Chapter XV: The Last Men

The Eighteenth Men are the best adapted, longest living, and most conscious of the past, present, and future, yet they also know that they are to be the Last Men. They have lived the reality of a billion years of trial and error toward “harmonious complexity of form” and “the awakening of the spirit into unity, knowledge, delight and self-expression” (275). Life their evolution, the cosmos is very beautiful yet also very terrible and tragic.

“[E]ach individual has his own private needs, which he heartily craves to fulfil; but also … he subordinates these private cravings to the good of the race absolutely and without struggle” (265).
Chapter XVI: The Last of Man

Inevitable cosmic disaster bestows the Eighteenth Men with a great task: continue the two billion-year music of Man’s evolution or return the entire effort to stellar dust. Though slipping into anarchy and tribalism, the Men strive to produce intergalactic spore of Man which may seed a planet and continue mankind’s tragic history, though the possibly remains remote. The certain blaze of oncoming death, however, spurs a final brotherly effort to reconcile.

“[I]n the vast music of existence the actual theme of mankind now ceases for ever … The stored experience of many mankinds must sink into oblivion” (284).

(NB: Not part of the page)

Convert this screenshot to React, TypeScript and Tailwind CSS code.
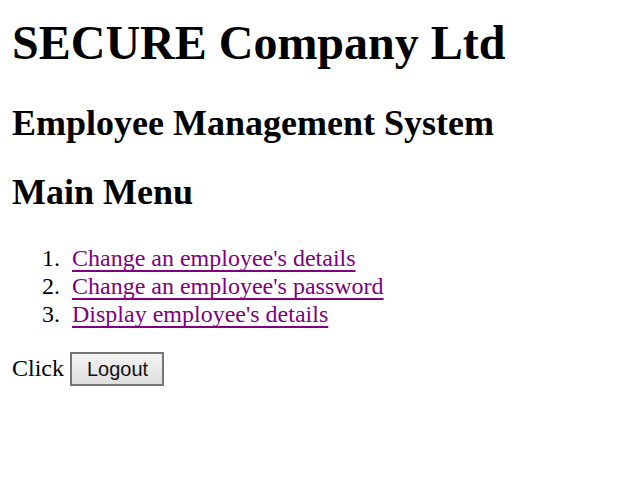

Consider the wise words of Thich Nhat Hanh: “Civilisations have been destroyed many times, and this civilisation is no different. It can be destroyed. We can think of time in terms of millions of years and life will resume little by little. The cosmos operates for us very urgently, but geological time is different.” This modern Buddhist philosopher’s words echo what Olaf Stapledon, a British philosopher from decades earlier. By Chapter XIV, Stapledon begins to wax lyrically about the petty existence of Mankind in terms of the lifespan of the cosmos: “[T]he whole duration of humanity … is but a flash in the lifetime of the cosmos” (244), and yet, even at the crescendo of consciousness which bestow the wise Men of the Last Men, Man still lies prone to all disasters which maybe come, be they cosmic or man-made:

At any stage of his career he might easily have been exterminated by some slight alteration of his chemical environment, by a more than usually malignant microbe, by a radical change of climate, or by the manifold effects of his own folly. (281)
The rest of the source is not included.